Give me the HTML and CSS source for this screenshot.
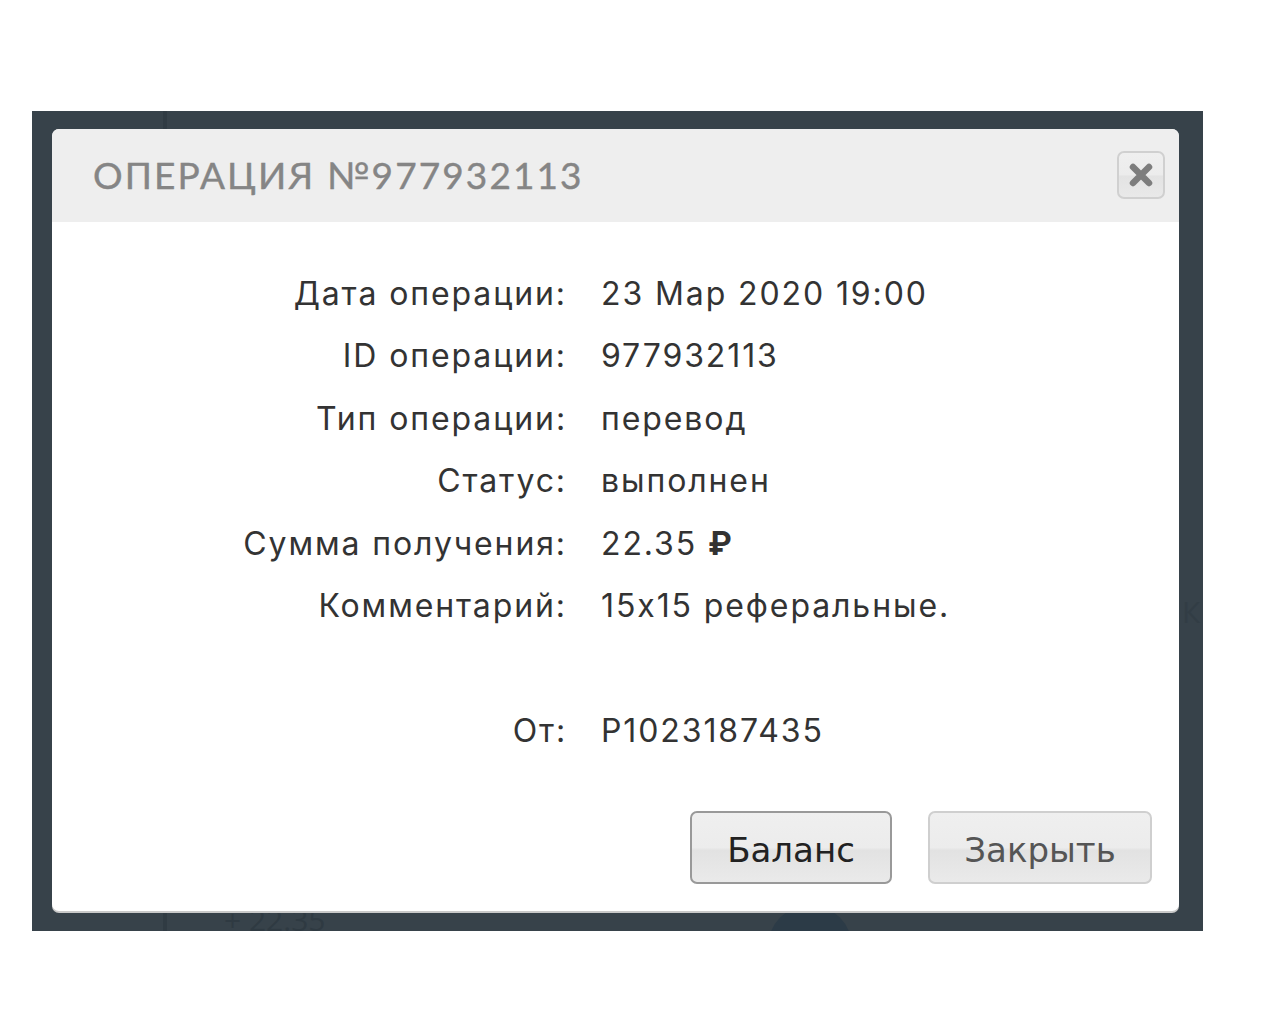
FILE: index.html
```html
<!DOCTYPE html>
<html lang="ru">
<head>
<meta charset="utf-8">
<title>Операция №977932113</title>
<link rel="stylesheet" href="styles.css">
</head>
<body>
<div class="overlay">
  <div class="ghost ghost-line"></div>
  <div class="ghost ghost-amount">+ 22.35</div>
  <div class="ghost ghost-circle"></div>
  <div class="ghost ghost-k">К</div>
  <div class="dialog">
    <div class="dialog-head">
      <h1 class="dialog-title">ОПЕРАЦИЯ №977932113</h1>
      <button class="close-btn" aria-label="Закрыть">
        <svg width="26" height="26" viewBox="0 0 26 26"><path d="M5 5 L21 21 M21 5 L5 21" stroke="#7d7d7d" stroke-width="6.5" stroke-linecap="round"/></svg>
      </button>
    </div>
    <div class="dialog-body">
      <div class="details">
        <div class="label">Дата операции:</div><div class="value">23 Мар 2020 19:00</div>
        <div class="label">ID операции:</div><div class="value">977932113</div>
        <div class="label">Тип операции:</div><div class="value">перевод</div>
        <div class="label">Статус:</div><div class="value">выполнен</div>
        <div class="label">Сумма получения:</div><div class="value">22.35 <b class="rub">₽</b></div>
        <div class="label">Комментарий:</div><div class="value">15x15 реферальные.</div>
        <div class="label"></div><div class="value"></div>
        <div class="label">От:</div><div class="value">P1023187435</div>
      </div>
      <div class="actions">
        <button class="btn btn-primary">Баланс</button>
        <button class="btn">Закрыть</button>
      </div>
    </div>
  </div>
</div>
</body>
</html>
```
FILE: styles.css
```css
html, body {
  margin: 0;
  padding: 0;
  background: #ffffff;
}
body {
  padding-top: 111px;
  padding-left: 32px;
}
.overlay {
  position: relative;
  width: 1171px;
  height: 820px;
  box-sizing: border-box;
  padding: 18px 24px 0 20px;
  background: #37424a;
}
.ghost {
  position: absolute;
}
.ghost-line {
  left: 131px;
  top: 0;
  width: 4px;
  height: 820px;
  background: #303b43;
}
.ghost-amount {
  left: 192px;
  top: 788px;
  font: 30px "Open Sans", sans-serif;
  color: #2f3a42;
}
.ghost-circle {
  left: 736px;
  top: 794px;
  width: 84px;
  height: 84px;
  border-radius: 50%;
  background: #2c3b47;
}
.ghost-k {
  left: 1150px;
  top: 480px;
  font: 30px "Open Sans", sans-serif;
  color: #323d45;
}
.dialog {
  position: relative;
  width: 1127px;
  height: 782px;
  background: #ffffff;
  border-radius: 7px;
  box-shadow: 0 2px 0 #c9c9c9;
  display: flex;
  flex-direction: column;
  overflow: hidden;
}
.dialog-head {
  height: 93px;
  background: #eeeeee;
  display: flex;
  align-items: center;
  justify-content: space-between;
  padding: 0 14px 0 41px;
  flex-shrink: 0;
}
.dialog-title {
  margin: 0;
  font-family: "Lato", "DejaVu Sans", sans-serif;
  font-weight: 400;
  font-size: 37px;
  letter-spacing: 2.1px;
  color: #858585;
  margin-top: -2px;
  -webkit-text-stroke: 0.4px #858585;
}
.close-btn {
  width: 48px;
  height: 48px;
  border: 2px solid #d0d0d0;
  border-radius: 7px;
  background: linear-gradient(#efefef 0%, #ececec 50%, #e3e3e3 52%, #e9e9e9 100%);
  display: flex;
  align-items: center;
  justify-content: center;
  padding: 0;
  margin-top: -2px;
}
.dialog-body {
  flex: 1;
  display: flex;
  flex-direction: column;
  padding: 40px 27px 27px 0;
}
.details {
  display: grid;
  grid-template-columns: 515px 1fr;
  column-gap: 34px;
  grid-auto-rows: 62.5px;
  font-family: "Inter", "Open Sans", sans-serif;
  font-feature-settings: "calt" 0;
  font-size: 32px;
  letter-spacing: 1.9px;
  color: #333333;
  align-items: center;
}
.label {
  text-align: right;
}
.rub {
  font-weight: 700;
}
.actions {
  margin-top: auto;
  display: flex;
  justify-content: flex-end;
  gap: 36px;
}
.btn {
  height: 73px;
  border: 2px solid #cfcfcf;
  border-radius: 7px;
  background: linear-gradient(#efefef 0%, #ececec 50%, #e2e2e2 54%, #eaeaea 100%);
  font-family: "DejaVu Sans", "Liberation Sans", sans-serif;
  font-size: 34px;
  color: #555555;
  padding: 4px 0 0 0;
  width: 224px;
}
.btn-primary {
  width: 202px;
  border-color: #999999;
  color: #222222;
}
```
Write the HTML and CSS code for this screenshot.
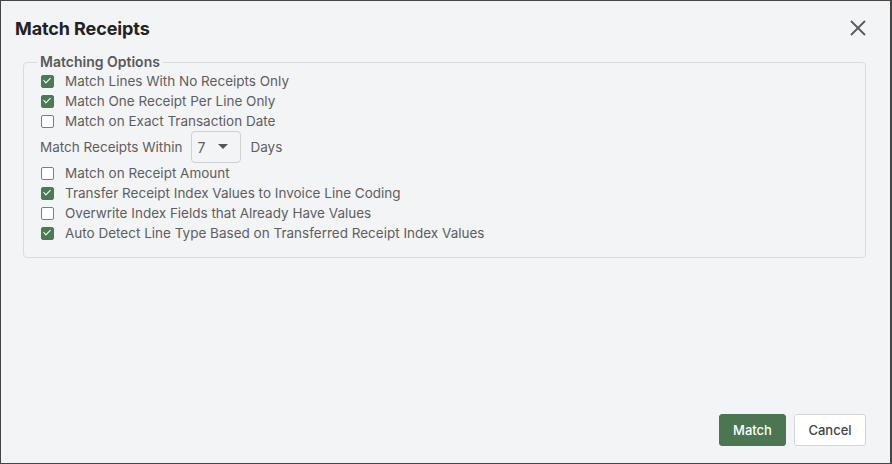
FILE: index.html
```html
<!DOCTYPE html>
<html lang="en">
<head>
<meta charset="utf-8">
<title>Match Receipts</title>
<link rel="stylesheet" href="styles.css">
</head>
<body>
<div class="dialog">
  <div class="header">
    <h1 class="title">Match Receipts</h1>
    <button class="close" aria-label="Close">
      <svg width="16" height="16" viewBox="0 0 16 16"><path d="M1 1 L15 15 M15 1 L1 15" stroke="#5a5a5a" stroke-width="1.8" fill="none"/></svg>
    </button>
  </div>
  <fieldset class="options">
    <legend class="legend">Matching Options</legend>
    <label class="row"><span class="cb checked"></span>Match Lines With No Receipts Only</label>
    <label class="row"><span class="cb checked"></span>Match One Receipt Per Line Only</label>
    <label class="row"><span class="cb"></span>Match on Exact Transaction Date</label>
    <div class="row select-row">
      <span>Match Receipts Within</span>
      <span class="select"><span>7</span><svg width="10" height="6" viewBox="0 0 10 6"><path d="M0 0 L10 0 L5 5 Z" fill="#555"/></svg></span>
      <span>Days</span>
    </div>
    <label class="row"><span class="cb"></span>Match on Receipt Amount</label>
    <label class="row"><span class="cb checked"></span>Transfer Receipt Index Values to Invoice Line Coding</label>
    <label class="row"><span class="cb"></span>Overwrite Index Fields that Already Have Values</label>
    <label class="row"><span class="cb checked"></span>Auto Detect Line Type Based on Transferred Receipt Index Values</label>
  </fieldset>
  <div class="footer">
    <button class="btn primary">Match</button>
    <button class="btn secondary">Cancel</button>
  </div>
</div>
</body>
</html>
```
FILE: styles.css
```css
html, body {
  margin: 0;
  padding: 0;
}
body {
  font-family: Inter, "Noto Sans", "Liberation Sans", sans-serif;
  background: #f3f4f6;
  color: #5c5c5c;
}
.dialog {
  box-sizing: border-box;
  width: 892px;
  height: 464px;
  border: 1px solid #454545;
  border-right-width: 2px;
  background: #f3f4f6;
  display: flex;
  flex-direction: column;
}
.header {
  display: flex;
  align-items: center;
  justify-content: space-between;
  padding: 14px 24px 0 14px;
  height: 26px;
}
.title {
  margin: 0;
  font-size: 18px;
  font-weight: 700;
  color: #222;
  letter-spacing: -0.1px;
}
.close {
  border: 0;
  background: none;
  padding: 0;
  width: 16px;
  height: 16px;
  display: flex;
}
.options {
  margin: 12px 24px 0 22px;
  padding: 0 0 14px 16px;
  border: 1px solid #d9dbde;
  border-radius: 4px;
  min-width: 0;
}
.legend {
  padding: 0 3px;
  margin-left: -3px;
  font-size: 14px;
  font-weight: 600;
  color: #595959;
  line-height: 18px;
}
.row {
  display: flex;
  align-items: center;
  height: 20px;
  font-size: 13.5px;
  color: #5e5e5e;
}
.cb {
  box-sizing: border-box;
  width: 13px;
  height: 13px;
  border: 1.5px solid #6a8a6f;
  border-radius: 2px;
  margin: 0 11px 0 1px;
  background: #fff;
  position: relative;
}
.cb.checked {
  background: #4d7a55;
  border-color: #4d7a55;
}
.cb.checked::after {
  content: "";
  position: absolute;
  left: 3px;
  top: 0px;
  width: 3px;
  height: 6px;
  border: solid #fff;
  border-width: 0 1.6px 1.6px 0;
  transform: rotate(45deg);
}
.select-row {
  height: 32px;
  gap: 9px;
}
.select {
  box-sizing: border-box;
  width: 50px;
  height: 32px;
  border: 1px solid #cfd1d4;
  border-radius: 4px;
  display: flex;
  align-items: center;
  justify-content: space-between;
  padding: 0 12px 0 5px;
  font-size: 14px;
}
.footer {
  margin-top: auto;
  display: flex;
  justify-content: flex-end;
  gap: 8px;
  padding: 0 24px 17px 0;
}
.btn {
  box-sizing: border-box;
  height: 32px;
  border-radius: 3px;
  font-family: inherit;
  font-size: 13px;
  font-weight: 500;
  cursor: pointer;
}
.primary {
  width: 67px;
  background: #4b7651;
  border: 1px solid #4b7651;
  color: #fff;
}
.secondary {
  width: 72px;
  background: #fff;
  border: 1px solid #d2d4d7;
  color: #444;
}
```
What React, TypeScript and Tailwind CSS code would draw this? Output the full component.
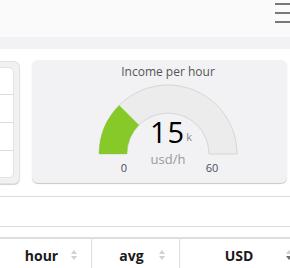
import React from "react";

const font = { fontFamily: '"Open Sans", "Liberation Sans", sans-serif' };

function SortArrows({ active }: { active?: boolean }) {
  return (
    <div className="absolute right-[14px] top-1/2 -translate-y-1/2 flex flex-col gap-[2px]">
      <svg width="6" height="4" viewBox="0 0 6 4">
        <path d="M0 4 L3 0 L6 4 Z" fill="#d0d0d0" />
      </svg>
      <svg width="6" height="4" viewBox="0 0 6 4">
        <path d="M0 0 L6 0 L3 4 Z" fill={active ? "#6f6f6f" : "#d0d0d0"} />
      </svg>
    </div>
  );
}

function Gauge() {
  const cx = 90;
  const cy = 70;
  const R = 69;
  const r = 41;
  const frac = 15 / 60;
  const a = Math.PI * (1 - frac);
  const ox = cx + R * Math.cos(a);
  const oy = cy - R * Math.sin(a);
  const ix = cx + r * Math.cos(a);
  const iy = cy - r * Math.sin(a);
  const gray = `M ${cx - R} ${cy} A ${R} ${R} 0 0 1 ${cx + R} ${cy} L ${cx + r} ${cy} A ${r} ${r} 0 0 0 ${cx - r} ${cy} Z`;
  const green = `M ${cx - R} ${cy} A ${R} ${R} 0 0 1 ${ox} ${oy} L ${ix} ${iy} A ${r} ${r} 0 0 0 ${cx - r} ${cy} Z`;
  return (
    <div className="relative w-[180px] h-[96px]">
      <svg width="180" height="96" viewBox="0 0 180 96" className="absolute left-0 top-0">
        <path d={gray} fill="#ececec" stroke="#d6d6d6" strokeWidth="1" />
        <path d={green} fill="#88c92a" />
      </svg>
      <div className="absolute left-0 right-0 top-[35px] h-[26px] flex justify-center items-end pl-[6px]">
        <span className="text-[29px] leading-[26px] font-medium text-black tracking-[1px]">15</span>
        <span className="text-[11px] leading-[11px] text-[#8a8a8a] ml-[1px] mb-[3px]">k</span>
      </div>
      <div className="absolute left-0 right-0 top-[69px] text-center text-[13px] leading-none text-[#9a9a9a]">
        usd/h
      </div>
      <div className="absolute left-[40px] w-[12px] top-[78px] text-center text-[11px] leading-none text-[#4a4a5a]">0</div>
      <div className="absolute left-[124px] w-[20px] top-[78px] text-center text-[11px] leading-none text-[#4a4a5a]">60</div>
    </div>
  );
}

export default function App() {
  return (
    <div className="w-[290px] h-[268px] overflow-hidden bg-white" style={font}>
      <div className="h-[37px] bg-[#fafafa] flex justify-end">
        <div className="flex flex-col gap-[7px] pt-[3px] w-[15px]">
          <div className="h-[2px] bg-[#787878]" />
          <div className="h-[2px] bg-[#787878]" />
          <div className="h-[2px] bg-[#787878]" />
        </div>
      </div>
      <div className="h-[12px] bg-[#f2f2f4]" />
      <div className="h-[135px] pt-[11px] flex gap-[12px]">
        <div className="ml-[-80px] w-[100px] h-[123px] mt-[1px] rounded-[6px] bg-[#f1f1f3] border border-[#e2e2e4] shadow-[0_1px_1px_rgba(0,0,0,0.18)] pt-[5px] pr-[5px]">
          <div className="h-[111px] rounded-[5px] bg-white border border-[#e3e3e5] flex flex-col">
            <div className="h-[27px] border-b border-[#dcdcdc]" />
            <div className="h-[28px] border-b border-[#dcdcdc]" />
            <div className="h-[28px] border-b border-[#dcdcdc]" />
            <div className="flex-1" />
          </div>
        </div>
        <div className="w-[255px] h-[123px] rounded-[6px] bg-[#f2f2f4] shadow-[0_1px_1px_rgba(0,0,0,0.22)] pl-[17px] flex flex-col items-center">
          <div className="pt-[4px] text-[12px] leading-[16px] text-[#555]">Income per hour</div>
          <div className="mt-[4px]">
            <Gauge />
          </div>
        </div>
      </div>
      <div className="h-[13px] border-b border-[#dcdcdc]" />
      <div className="h-[30px] border-b border-[#dcdcdc]" />
      <div className="h-[10px]" />
      <div className="flex border-t-2 border-[#dedede] h-[40px] font-bold text-[14px] text-[#1a1a1a]">
        <div className="relative w-[92px] shrink-0 border-r border-[#dedede] pr-[8px] flex justify-center items-center h-[32px]">
          hour
          <SortArrows />
        </div>
        <div className="relative w-[88px] shrink-0 border-r border-[#dedede] pr-[8px] flex justify-center items-center h-[32px]">
          avg
          <SortArrows />
        </div>
        <div className="relative w-[126px] shrink-0 pr-[8px] flex justify-center items-center h-[32px]">
          USD
          <SortArrows active />
        </div>
      </div>
    </div>
  );
}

■ ■ ■ ■

Each line above that includes "screenshot" should be shown.

COMPLETED EXERCISE -
Give me the HTML and CSS source for this screenshot.
Write the HTML and CSS code for this screenshot.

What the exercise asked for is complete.